*WHAT TO WORK ON*
Images are not part of the copy; write out the rest of the data exactly as given.

*DATA EXTRACT*
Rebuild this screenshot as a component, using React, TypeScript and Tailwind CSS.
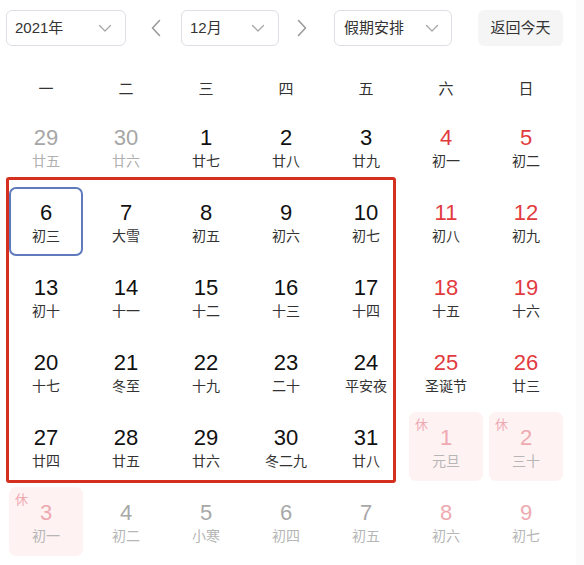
import React from "react";

type Kind = "prev" | "cur" | "next";
type Cell = {
  d: number;
  l: string;
  kind: Kind;
  weekend?: boolean;
  today?: boolean;
  rest?: boolean;
};

const rows: Cell[][] = [
  [
    { d: 29, l: "廿五", kind: "prev" },
    { d: 30, l: "廿六", kind: "prev" },
    { d: 1, l: "廿七", kind: "cur" },
    { d: 2, l: "廿八", kind: "cur" },
    { d: 3, l: "廿九", kind: "cur" },
    { d: 4, l: "初一", kind: "cur", weekend: true },
    { d: 5, l: "初二", kind: "cur", weekend: true },
  ],
  [
    { d: 6, l: "初三", kind: "cur", today: true },
    { d: 7, l: "大雪", kind: "cur" },
    { d: 8, l: "初五", kind: "cur" },
    { d: 9, l: "初六", kind: "cur" },
    { d: 10, l: "初七", kind: "cur" },
    { d: 11, l: "初八", kind: "cur", weekend: true },
    { d: 12, l: "初九", kind: "cur", weekend: true },
  ],
  [
    { d: 13, l: "初十", kind: "cur" },
    { d: 14, l: "十一", kind: "cur" },
    { d: 15, l: "十二", kind: "cur" },
    { d: 16, l: "十三", kind: "cur" },
    { d: 17, l: "十四", kind: "cur" },
    { d: 18, l: "十五", kind: "cur", weekend: true },
    { d: 19, l: "十六", kind: "cur", weekend: true },
  ],
  [
    { d: 20, l: "十七", kind: "cur" },
    { d: 21, l: "冬至", kind: "cur" },
    { d: 22, l: "十九", kind: "cur" },
    { d: 23, l: "二十", kind: "cur" },
    { d: 24, l: "平安夜", kind: "cur" },
    { d: 25, l: "圣诞节", kind: "cur", weekend: true },
    { d: 26, l: "廿三", kind: "cur", weekend: true },
  ],
  [
    { d: 27, l: "廿四", kind: "cur" },
    { d: 28, l: "廿五", kind: "cur" },
    { d: 29, l: "廿六", kind: "cur" },
    { d: 30, l: "冬二九", kind: "cur" },
    { d: 31, l: "廿八", kind: "cur" },
    { d: 1, l: "元旦", kind: "next", weekend: true, rest: true },
    { d: 2, l: "三十", kind: "next", weekend: true, rest: true },
  ],
  [
    { d: 3, l: "初一", kind: "next", rest: true },
    { d: 4, l: "初二", kind: "next" },
    { d: 5, l: "小寒", kind: "next" },
    { d: 6, l: "初四", kind: "next" },
    { d: 7, l: "初五", kind: "next" },
    { d: 8, l: "初六", kind: "next", weekend: true },
    { d: 9, l: "初七", kind: "next", weekend: true },
  ],
];

const weekdays = ["一", "二", "三", "四", "五", "六", "日"];

function ChevronDown() {
  return (
    <svg width="14" height="14" viewBox="0 0 14 14" fill="none">
      <path d="M1.5 4.5 L7 10 L12.5 4.5" stroke="#a8a8a8" strokeWidth="1.3" strokeLinecap="round" strokeLinejoin="round" />
    </svg>
  );
}

function Arrow({ dir }: { dir: "l" | "r" }) {
  return (
    <svg width="12" height="18" viewBox="0 0 12 18" fill="none">
      {dir === "l" ? (
        <path d="M9.5 1.5 L2.5 9 L9.5 16.5" stroke="#9a9a9a" strokeWidth="1.6" strokeLinecap="round" strokeLinejoin="round" />
      ) : (
        <path d="M2.5 1.5 L9.5 9 L2.5 16.5" stroke="#9a9a9a" strokeWidth="1.6" strokeLinecap="round" strokeLinejoin="round" />
      )}
    </svg>
  );
}

function DayCell({ c }: { c: Cell }) {
  let numColor = "text-[#111111]";
  let lunarColor = "text-[#333333]";
  if (c.kind === "prev") {
    numColor = "text-[#a6a6a6]";
    lunarColor = "text-[#b0b0b0]";
  } else if (c.kind === "next") {
    numColor = c.weekend || c.rest ? "text-[#eeaab0]" : "text-[#a8a8a8]";
    lunarColor = "text-[#b6b6b6]";
  } else if (c.weekend) {
    numColor = "text-[#e23b3f]";
  }
  const box = c.today
    ? "border-2 border-[#5f7bbd]"
    : c.rest
    ? "bg-[#fff2f3] border-2 border-transparent"
    : "border-2 border-transparent";
  return (
    <div className="h-[75px] p-[3px]">
      <div className={`relative flex h-[69px] flex-col items-center rounded-[7px] ${box}`}>
        {c.rest && (
          <span className="absolute left-[4px] top-[3px] text-[13px] leading-[16px] text-[#f0a8b0]">休</span>
        )}
        <span className={`mt-[11px] text-[22px] leading-[26px] ${numColor}`}>{c.d}</span>
        <span className={`mt-[1px] text-[14px] leading-[18px] ${lunarColor}`}>{c.l}</span>
      </div>
    </div>
  );
}

export default function App() {
  return (
    <div
      className="relative flex h-[565px] w-[584px] bg-white"
      style={{ fontFamily: '"Liberation Sans", "Noto Sans CJK SC", sans-serif' }}
    >
      <div className="w-[576px]">
        <div className="flex items-center pl-[6px] pt-[10px]">
          <div className="flex h-[36px] w-[120px] items-center justify-between rounded-[6px] border border-[#dcdfe6] pl-[8px] pr-[13px] text-[15px] text-[#333333]">
            <span>2021年</span>
            <ChevronDown />
          </div>
          <div className="flex w-[55px] justify-center pl-[4px]">
            <Arrow dir="l" />
          </div>
          <div className="flex h-[36px] w-[98px] items-center justify-between rounded-[6px] border border-[#dcdfe6] pl-[8px] pr-[13px] text-[15px] text-[#333333]">
            <span>12月</span>
            <ChevronDown />
          </div>
          <div className="flex w-[55px] justify-center pr-[10px]">
            <Arrow dir="r" />
          </div>
          <div className="flex h-[36px] w-[118px] items-center justify-between rounded-[6px] border border-[#dcdfe6] pl-[9px] pr-[12px] text-[15px] text-[#333333]">
            <span>假期安排</span>
            <ChevronDown />
          </div>
          <div className="ml-[26px] flex h-[36px] w-[85px] items-center justify-center rounded-[6px] bg-[#f5f5f6] text-[15px] text-[#333333]">
            返回今天
          </div>
        </div>
        <div className="ml-[6px] mt-[24px] grid h-[39px] w-[560px] grid-cols-7 items-center">
          {weekdays.map((w) => (
            <div key={w} className="text-center text-[15px] text-[#333333]">
              {w}
            </div>
          ))}
        </div>
        <div className="ml-[6px] grid w-[560px] grid-cols-7">
          {rows.flat().map((c, i) => (
            <DayCell key={i} c={c} />
          ))}
        </div>
      </div>
      <div className="flex-1 bg-[#fbfbfb]" />
      <div className="pointer-events-none absolute left-[6px] top-[177px] h-[306px] w-[390px] rounded-[3px] border-[3px] border-[#d5301f]" />
    </div>
  );
}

*TASK RESULT*
Rebuild this screenshot as a component, using React, TypeScript and Tailwind CSS.
import React from "react";

type Kind = "prev" | "cur" | "next";
type Cell = {
  d: number;
  l: string;
  kind: Kind;
  weekend?: boolean;
  today?: boolean;
  rest?: boolean;
};

const rows: Cell[][] = [
  [
    { d: 29, l: "廿五", kind: "prev" },
    { d: 30, l: "廿六", kind: "prev" },
    { d: 1, l: "廿七", kind: "cur" },
    { d: 2, l: "廿八", kind: "cur" },
    { d: 3, l: "廿九", kind: "cur" },
    { d: 4, l: "初一", kind: "cur", weekend: true },
    { d: 5, l: "初二", kind: "cur", weekend: true },
  ],
  [
    { d: 6, l: "初三", kind: "cur", today: true },
    { d: 7, l: "大雪", kind: "cur" },
    { d: 8, l: "初五", kind: "cur" },
    { d: 9, l: "初六", kind: "cur" },
    { d: 10, l: "初七", kind: "cur" },
    { d: 11, l: "初八", kind: "cur", weekend: true },
    { d: 12, l: "初九", kind: "cur", weekend: true },
  ],
  [
    { d: 13, l: "初十", kind: "cur" },
    { d: 14, l: "十一", kind: "cur" },
    { d: 15, l: "十二", kind: "cur" },
    { d: 16, l: "十三", kind: "cur" },
    { d: 17, l: "十四", kind: "cur" },
    { d: 18, l: "十五", kind: "cur", weekend: true },
    { d: 19, l: "十六", kind: "cur", weekend: true },
  ],
  [
    { d: 20, l: "十七", kind: "cur" },
    { d: 21, l: "冬至", kind: "cur" },
    { d: 22, l: "十九", kind: "cur" },
    { d: 23, l: "二十", kind: "cur" },
    { d: 24, l: "平安夜", kind: "cur" },
    { d: 25, l: "圣诞节", kind: "cur", weekend: true },
    { d: 26, l: "廿三", kind: "cur", weekend: true },
  ],
  [
    { d: 27, l: "廿四", kind: "cur" },
    { d: 28, l: "廿五", kind: "cur" },
    { d: 29, l: "廿六", kind: "cur" },
    { d: 30, l: "冬二九", kind: "cur" },
    { d: 31, l: "廿八", kind: "cur" },
    { d: 1, l: "元旦", kind: "next", weekend: true, rest: true },
    { d: 2, l: "三十", kind: "next", weekend: true, rest: true },
  ],
  [
    { d: 3, l: "初一", kind: "next", rest: true },
    { d: 4, l: "初二", kind: "next" },
    { d: 5, l: "小寒", kind: "next" },
    { d: 6, l: "初四", kind: "next" },
    { d: 7, l: "初五", kind: "next" },
    { d: 8, l: "初六", kind: "next", weekend: true },
    { d: 9, l: "初七", kind: "next", weekend: true },
  ],
];

const weekdays = ["一", "二", "三", "四", "五", "六", "日"];

function ChevronDown() {
  return (
    <svg width="14" height="14" viewBox="0 0 14 14" fill="none">
      <path d="M1.5 4.5 L7 10 L12.5 4.5" stroke="#a8a8a8" strokeWidth="1.3" strokeLinecap="round" strokeLinejoin="round" />
    </svg>
  );
}

function Arrow({ dir }: { dir: "l" | "r" }) {
  return (
    <svg width="12" height="18" viewBox="0 0 12 18" fill="none">
      {dir === "l" ? (
        <path d="M9.5 1.5 L2.5 9 L9.5 16.5" stroke="#9a9a9a" strokeWidth="1.6" strokeLinecap="round" strokeLinejoin="round" />
      ) : (
        <path d="M2.5 1.5 L9.5 9 L2.5 16.5" stroke="#9a9a9a" strokeWidth="1.6" strokeLinecap="round" strokeLinejoin="round" />
      )}
    </svg>
  );
}

function DayCell({ c }: { c: Cell }) {
  let numColor = "text-[#111111]";
  let lunarColor = "text-[#333333]";
  if (c.kind === "prev") {
    numColor = "text-[#a6a6a6]";
    lunarColor = "text-[#b0b0b0]";
  } else if (c.kind === "next") {
    numColor = c.weekend || c.rest ? "text-[#eeaab0]" : "text-[#a8a8a8]";
    lunarColor = "text-[#b6b6b6]";
  } else if (c.weekend) {
    numColor = "text-[#e23b3f]";
  }
  const box = c.today
    ? "border-2 border-[#5f7bbd]"
    : c.rest
    ? "bg-[#fff2f3] border-2 border-transparent"
    : "border-2 border-transparent";
  return (
    <div className="h-[75px] p-[3px]">
      <div className={`relative flex h-[69px] flex-col items-center rounded-[7px] ${box}`}>
        {c.rest && (
          <span className="absolute left-[4px] top-[3px] text-[13px] leading-[16px] text-[#f0a8b0]">休</span>
        )}
        <span className={`mt-[11px] text-[22px] leading-[26px] ${numColor}`}>{c.d}</span>
        <span className={`mt-[1px] text-[14px] leading-[18px] ${lunarColor}`}>{c.l}</span>
      </div>
    </div>
  );
}

export default function App() {
  return (
    <div
      className="relative flex h-[565px] w-[584px] bg-white"
      style={{ fontFamily: '"Liberation Sans", "Noto Sans CJK SC", sans-serif' }}
    >
      <div className="w-[576px]">
        <div className="flex items-center pl-[6px] pt-[10px]">
          <div className="flex h-[36px] w-[120px] items-center justify-between rounded-[6px] border border-[#dcdfe6] pl-[8px] pr-[13px] text-[15px] text-[#333333]">
            <span>2021年</span>
            <ChevronDown />
          </div>
          <div className="flex w-[55px] justify-center pl-[4px]">
            <Arrow dir="l" />
          </div>
          <div className="flex h-[36px] w-[98px] items-center justify-between rounded-[6px] border border-[#dcdfe6] pl-[8px] pr-[13px] text-[15px] text-[#333333]">
            <span>12月</span>
            <ChevronDown />
          </div>
          <div className="flex w-[55px] justify-center pr-[10px]">
            <Arrow dir="r" />
          </div>
          <div className="flex h-[36px] w-[118px] items-center justify-between rounded-[6px] border border-[#dcdfe6] pl-[9px] pr-[12px] text-[15px] text-[#333333]">
            <span>假期安排</span>
            <ChevronDown />
          </div>
          <div className="ml-[26px] flex h-[36px] w-[85px] items-center justify-center rounded-[6px] bg-[#f5f5f6] text-[15px] text-[#333333]">
            返回今天
          </div>
        </div>
        <div className="ml-[6px] mt-[24px] grid h-[39px] w-[560px] grid-cols-7 items-center">
          {weekdays.map((w) => (
            <div key={w} className="text-center text-[15px] text-[#333333]">
              {w}
            </div>
          ))}
        </div>
        <div className="ml-[6px] grid w-[560px] grid-cols-7">
          {rows.flat().map((c, i) => (
            <DayCell key={i} c={c} />
          ))}
        </div>
      </div>
      <div className="flex-1 bg-[#fbfbfb]" />
      <div className="pointer-events-none absolute left-[6px] top-[177px] h-[306px] w-[390px] rounded-[3px] border-[3px] border-[#d5301f]" />
    </div>
  );
}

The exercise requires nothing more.